Le argomentazioni (se così le possiamo definire), in questo come in ogni altro caso in cui si abbia l’ardire di postare un piatto “diverso”, magari in versione ridotta perché parte di un menu degustazione da 12 portate, sono sempre le stesse, e attingono ad un reperorio ormai consolidato, trito e ritrito. Eccole: la nonna si rivolta nella tomba, sotto i 200 grammi è un assaggino, dopo si dovrà andare in pizzeria per saziarsi, prima di sedersi a tavola si dovrà immancabilmente accendere un mutuo.
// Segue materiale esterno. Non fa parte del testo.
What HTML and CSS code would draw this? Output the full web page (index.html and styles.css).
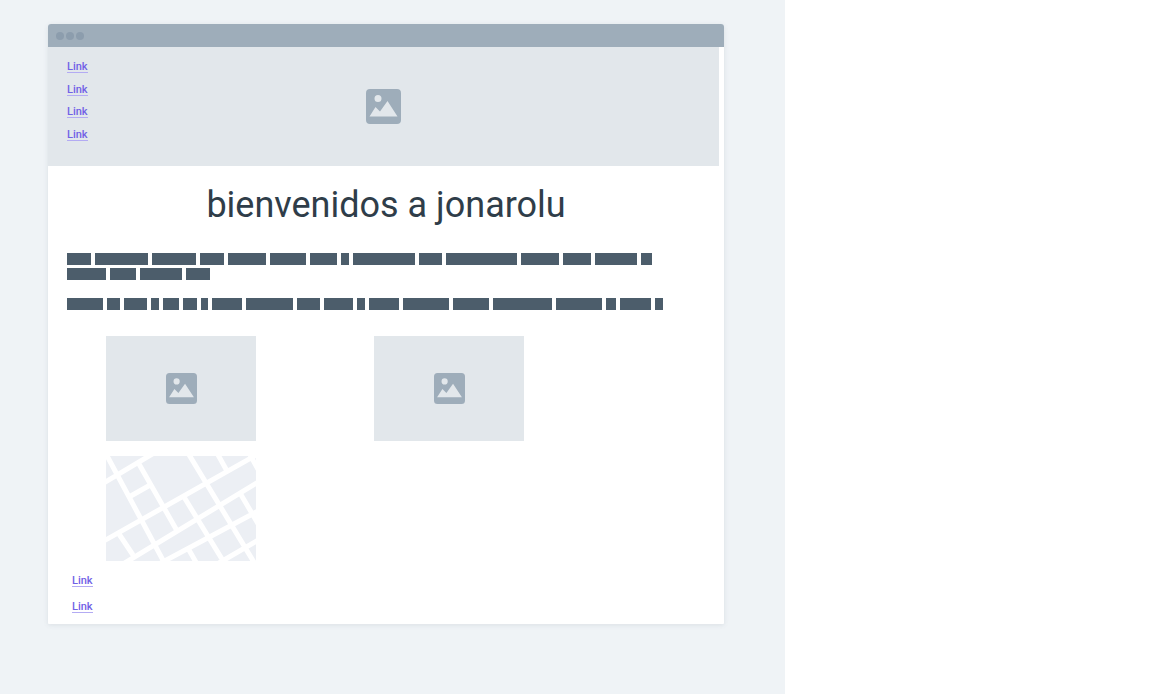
FILE: index.html
```
<!DOCTYPE html>
<html lang="es">
<head>
<meta charset="utf-8">
<meta name="viewport" content="width=device-width, initial-scale=1">
<title>bienvenidos a jonarolu</title>
<link rel="stylesheet" href="styles.css">
</head>
<body>
<svg class="defs" aria-hidden="true">
  <symbol id="picture" viewBox="0 0 35 35">
    <path fill="#9eadba" fill-rule="evenodd" d="M4 0H31Q35 0 35 4V31Q35 35 31 35H4Q0 35 0 31V4Q0 0 4 0ZM12 6A3.500 3.500 0 1 0 12 13A3.500 3.500 0 1 0 12 6ZM3.500 27.500H31.500L21.500 12L14 22.500L9.500 18Z"/>
  </symbol>
</svg>
<main class="canvas">
  <div class="window">
    <div class="bar"><i class="dot"></i><i class="dot"></i><i class="dot"></i></div>
    <header class="hero">
      <nav class="menu">
        <a class="link" href="#">Link</a>
        <a class="link" href="#">Link</a>
        <a class="link" href="#">Link</a>
        <a class="link" href="#">Link</a>
      </nav>
      <svg class="hero-icon" role="img" aria-label="Image"><use href="#picture"/></svg>
    </header>
    <h1 class="title">bienvenidos a jonarolu</h1>
    <div class="copy">
      <div class="line"><i style="width:24px"></i><i style="width:53px"></i><i style="width:44px"></i><i style="width:24px"></i><i style="width:38px"></i><i style="width:36px"></i><i style="width:27px"></i><i style="width:8px"></i><i style="width:62px"></i><i style="width:23px"></i><i style="width:71px"></i><i style="width:38px"></i><i style="width:28px"></i><i style="width:42px"></i><i style="width:11px"></i><i style="width:39px"></i><i style="width:26px"></i><i style="width:42px"></i><i style="width:24px"></i></div>
      <div class="line"><i style="width:36px"></i><i style="width:13px"></i><i style="width:23px"></i><i style="width:8px"></i><i style="width:16px"></i><i style="width:14px"></i><i style="width:7px"></i><i style="width:30px"></i><i style="width:47px"></i><i style="width:23px"></i><i style="width:29px"></i><i style="width:8px"></i><i style="width:30px"></i><i style="width:46px"></i><i style="width:36px"></i><i style="width:59px"></i><i style="width:46px"></i><i style="width:10px"></i><i style="width:31px"></i><i style="width:8px"></i></div>
    </div>
    <section class="gallery">
      <div class="tile"><svg class="tile-icon" viewBox="0 0 35 35" role="img" aria-label="Image"><use href="#picture"/></svg></div>
      <div class="tile"><svg class="tile-icon" viewBox="0 0 35 35" role="img" aria-label="Image"><use href="#picture"/></svg></div>
      <svg class="map" viewBox="0 0 150 105" role="img" aria-label="Map">
        <path fill="#eceff4" d="M0 0H150V105H0Z"/>
        <path fill="none" stroke="#fff" stroke-width="5" d="M-4 28L48 -3M-4 86L154 -3M17 108L154 25M53 108L154 54M113 107L154 83M23 41L46 28M-1 -4L59 108M33 8L70 73M82 -3L149 108M78 41L119 108M111 -3L121 15M143 -3L153 15M134 37L154 71M13 78L27 99M83 94L91 108"/>
      </svg>
    </section>
    <footer class="footer">
      <a class="link" href="#">Link</a>
      <a class="link" href="#">Link</a>
    </footer>
  </div>
</main>
</body>
</html>
```
FILE: styles.css
```
* { box-sizing: border-box; }
body {
  margin: 0;
  background: #fff;
  font-family: Roboto, "Liberation Sans", sans-serif;
}
.defs { position: absolute; width: 0; height: 0; }
.canvas {
  width: 68.15%;
  min-height: 100vh;
  padding: 24px 61px 69px 48px;
  background: #eff3f6;
}
.window {
  background: #fff;
  border-radius: 4px 4px 1px 1px;
  box-shadow: 0 1px 5px rgba(70, 90, 110, 0.12);
}
.bar {
  display: flex;
  align-items: center;
  gap: 2px;
  height: 23px;
  padding-left: 8px;
  background: #9eadba;
  border-radius: 3px 3px 0 0;
}
.dot {
  width: 8px;
  height: 8px;
  border-radius: 50%;
  background: #8c9dad;
}
.hero {
  display: grid;
  grid-template-columns: 1fr auto 1fr;
  align-items: center;
  margin-right: 5px;
  padding: 8px 19px 21px;
  background: #e2e7eb;
}
.menu {
  display: grid;
  grid-auto-rows: 1fr;
  justify-items: start;
  align-items: center;
  height: 90px;
}
.link {
  padding-top: 2px;
  color: #7161e6;
  font-size: 11px;
  line-height: 11px;
  font-weight: 500;
  text-decoration: none;
  border-bottom: 1px solid #b3abf3;
}
.hero-icon { width: 35px; height: 35px; margin-top: 13px; }
.title {
  margin: 0;
  padding-top: 18px;
  color: #2f3d49;
  font-size: 36px;
  line-height: 42px;
  font-weight: 400;
  text-align: center;
}
.copy {
  display: grid;
  gap: 18px;
  padding: 27px 54px 0 19px;
}
.line {
  display: flex;
  flex-wrap: wrap;
  gap: 3px 4px;
}
.line i {
  height: 12px;
  background: #4c5d6b;
}
.gallery {
  display: grid;
  grid-template-columns: 43.4% 1fr;
  gap: 15px 0;
  padding: 26px 0 0 58px;
}
.tile {
  display: flex;
  align-items: center;
  justify-content: center;
  width: 150px;
  height: 105px;
  background: #e2e7eb;
}
.tile-icon { width: 31px; height: 31px; }
.map { width: 150px; height: 105px; }
.footer {
  display: flex;
  flex-direction: column;
  align-items: flex-start;
  gap: 12px;
  padding: 12px 24px 11px;
}
```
Fino all’immarcescibile indicatore unico e infallibile della qualità di un locale: i camion parcheggiati fuori. 
 
Un contraltare, a ben guardare, all’opposta piccola truppa dei gastrofanatici, per i quali viceversa la parola d’ordine è o avanguardia o morte. Due facce della stessa medaglia, due opposti fanatismi che non ammettono devianze dal loro credo. Due falangi (ma la prima è ben più oceanica e chiassosa) che schiacciano nel mezzo i neutrali, o meglio, i “normali”: quelli per i quali la trattoria è un approdo sicuro, le polpette al sugo della nonna una poesia. Ma che sanno, al tempo stesso, che la cucina può anche essere innovazione, esperienza, voglia di sperimentare sentieri non battuti. E che, grazie a questo equilibrio, possono prendere il meglio di un mondo e dell’altro.